■ **EXERCISE DIRECTIONS**
Retype all of the listing exactly, passing over any picture you find.

--- START OF TASK DATA ---

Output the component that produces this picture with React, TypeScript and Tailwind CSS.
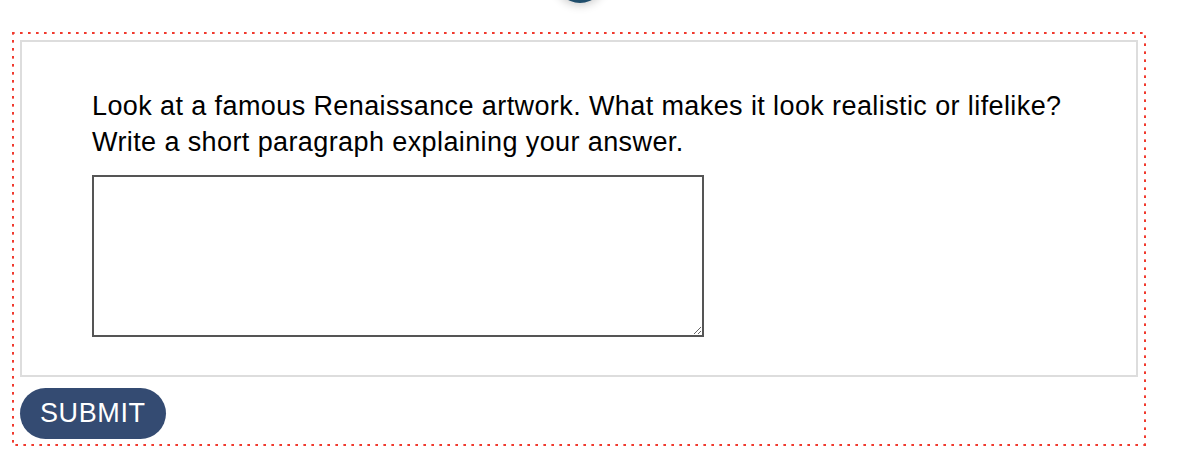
export default function App() {
  return (
    <div className="relative h-[468px] w-[1188px] bg-white pt-8 pl-3 font-['Liberation_Sans',Arial,sans-serif]">
      {/* bottom of a step marker above the frame */}
      <div className="absolute left-[555px] top-[-47px] h-[50px] w-[50px] rounded-full bg-[#1f4d6b] shadow-[0_2px_10px_rgba(0,0,0,0.22)]" />

      {/* dotted frame: round dots every 8px */}
      <div className="h-[414px] w-[1134px] bg-[radial-gradient(circle_at_1px_1px,#f03a2e_1.4px,transparent_1.9px),radial-gradient(circle_at_7px_7px,#f03a2e_1.4px,transparent_1.9px)] bg-[length:8px_8px] bg-[position:left_top,right_bottom] p-[2px]">
        <div className="h-full bg-white px-1.5 pt-1.5">
          <div className="h-[337px] border-2 border-[#dddddd] pt-[46px] pl-[70px]">
            <p className="text-[27px] leading-[36px] tracking-[0.4px] text-black">
              Look at a famous Renaissance artwork. What makes it look realistic or lifelike?
              <br />
              Write a short paragraph explaining your answer.
            </p>
            <textarea className="mt-[15px] block h-[162px] w-[612px] border-2 border-[#555555] bg-white outline-none" />
          </div>
          <button className="mt-[11px] flex h-[51px] items-center rounded-full bg-[#344b72] px-5 text-[27px] tracking-[0.6px] text-white">
            SUBMIT
          </button>
        </div>
      </div>
    </div>
  );
}
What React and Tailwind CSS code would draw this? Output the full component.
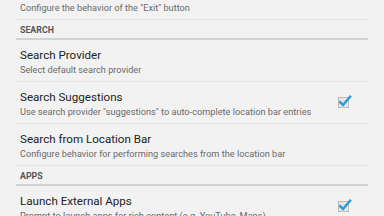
import React from 'react';

const Check = () => (
  <svg width="16" height="16" viewBox="0 0 16 16" className="shrink-0">
    <rect x="2.5" y="3.5" width="10" height="10" fill="#e6e6e6" stroke="#bdbdbd" strokeWidth="1" />
    <path d="M4.2 8.2 L7 11 L14.2 2.6" fill="none" stroke="#2b9ad4" strokeWidth="2.4" strokeLinecap="square" />
  </svg>
);

function Pref({ title, summary, checked }) {
  return (
    <div className="px-4">
      <div className="border-b border-[#e4e4e4] h-[42px] flex items-center pl-1 pr-4">
        <div className="flex-1 min-w-0 flex flex-col pt-[2px]">
          <div className="text-[11.6px] leading-[15px] text-[#222222] whitespace-nowrap">{title}</div>
          <div className="text-[9.2px] leading-[13px] text-[#6b6b6b] whitespace-nowrap">{summary}</div>
        </div>
        {checked && <div className="ml-2 mb-[2px]"><Check /></div>}
      </div>
    </div>
  );
}

function Header({ label }) {
  return (
    <div className="px-4">
      <div className="h-[18px] flex items-end pl-1 pb-[3px] text-[8.8px] font-bold text-[#555555] leading-none">{label}</div>
      <div className="h-[2px] bg-[#d2d2d2]" />
    </div>
  );
}

export default function App() {
  return (
    <div className="h-[216px] w-[384px] overflow-hidden bg-[#f2f2f2]" style={{ fontFamily: 'Roboto, "Noto Sans", sans-serif' }}>
      <div className="-mt-[22px]">
        <Pref title="Exit" summary={'Configure the behavior of the "Exit" button'} />
        <Header label="SEARCH" />
        <Pref title="Search Provider" summary="Select default search provider" />
        <Pref title="Search Suggestions" summary={'Use search provider "suggestions" to auto-complete location bar entries'} checked />
        <Pref title="Search from Location Bar" summary="Configure behavior for performing searches from the location bar" />
        <Header label="APPS" />
        <Pref title="Launch External Apps" summary="Prompt to launch apps for rich content (e.g. YouTube, Maps)" checked />
      </div>
    </div>
  );
}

--- END OF TASK DATA ---

■ **ANSWER TO THE TASK**
Output the component that produces this picture with React, TypeScript and Tailwind CSS.
export default function App() {
  return (
    <div className="relative h-[468px] w-[1188px] bg-white pt-8 pl-3 font-['Liberation_Sans',Arial,sans-serif]">
      {/* bottom of a step marker above the frame */}
      <div className="absolute left-[555px] top-[-47px] h-[50px] w-[50px] rounded-full bg-[#1f4d6b] shadow-[0_2px_10px_rgba(0,0,0,0.22)]" />

      {/* dotted frame: round dots every 8px */}
      <div className="h-[414px] w-[1134px] bg-[radial-gradient(circle_at_1px_1px,#f03a2e_1.4px,transparent_1.9px),radial-gradient(circle_at_7px_7px,#f03a2e_1.4px,transparent_1.9px)] bg-[length:8px_8px] bg-[position:left_top,right_bottom] p-[2px]">
        <div className="h-full bg-white px-1.5 pt-1.5">
          <div className="h-[337px] border-2 border-[#dddddd] pt-[46px] pl-[70px]">
            <p className="text-[27px] leading-[36px] tracking-[0.4px] text-black">
              Look at a famous Renaissance artwork. What makes it look realistic or lifelike?
              <br />
              Write a short paragraph explaining your answer.
            </p>
            <textarea className="mt-[15px] block h-[162px] w-[612px] border-2 border-[#555555] bg-white outline-none" />
          </div>
          <button className="mt-[11px] flex h-[51px] items-center rounded-full bg-[#344b72] px-5 text-[27px] tracking-[0.6px] text-white">
            SUBMIT
          </button>
        </div>
      </div>
    </div>
  );
}
What React and Tailwind CSS code would draw this? Output the full component.
import React from 'react';

const Check = () => (
  <svg width="16" height="16" viewBox="0 0 16 16" className="shrink-0">
    <rect x="2.5" y="3.5" width="10" height="10" fill="#e6e6e6" stroke="#bdbdbd" strokeWidth="1" />
    <path d="M4.2 8.2 L7 11 L14.2 2.6" fill="none" stroke="#2b9ad4" strokeWidth="2.4" strokeLinecap="square" />
  </svg>
);

function Pref({ title, summary, checked }) {
  return (
    <div className="px-4">
      <div className="border-b border-[#e4e4e4] h-[42px] flex items-center pl-1 pr-4">
        <div className="flex-1 min-w-0 flex flex-col pt-[2px]">
          <div className="text-[11.6px] leading-[15px] text-[#222222] whitespace-nowrap">{title}</div>
          <div className="text-[9.2px] leading-[13px] text-[#6b6b6b] whitespace-nowrap">{summary}</div>
        </div>
        {checked && <div className="ml-2 mb-[2px]"><Check /></div>}
      </div>
    </div>
  );
}

function Header({ label }) {
  return (
    <div className="px-4">
      <div className="h-[18px] flex items-end pl-1 pb-[3px] text-[8.8px] font-bold text-[#555555] leading-none">{label}</div>
      <div className="h-[2px] bg-[#d2d2d2]" />
    </div>
  );
}

export default function App() {
  return (
    <div className="h-[216px] w-[384px] overflow-hidden bg-[#f2f2f2]" style={{ fontFamily: 'Roboto, "Noto Sans", sans-serif' }}>
      <div className="-mt-[22px]">
        <Pref title="Exit" summary={'Configure the behavior of the "Exit" button'} />
        <Header label="SEARCH" />
        <Pref title="Search Provider" summary="Select default search provider" />
        <Pref title="Search Suggestions" summary={'Use search provider "suggestions" to auto-complete location bar entries'} checked />
        <Pref title="Search from Location Bar" summary="Configure behavior for performing searches from the location bar" />
        <Header label="APPS" />
        <Pref title="Launch External Apps" summary="Prompt to launch apps for rich content (e.g. YouTube, Maps)" checked />
      </div>
    </div>
  );
}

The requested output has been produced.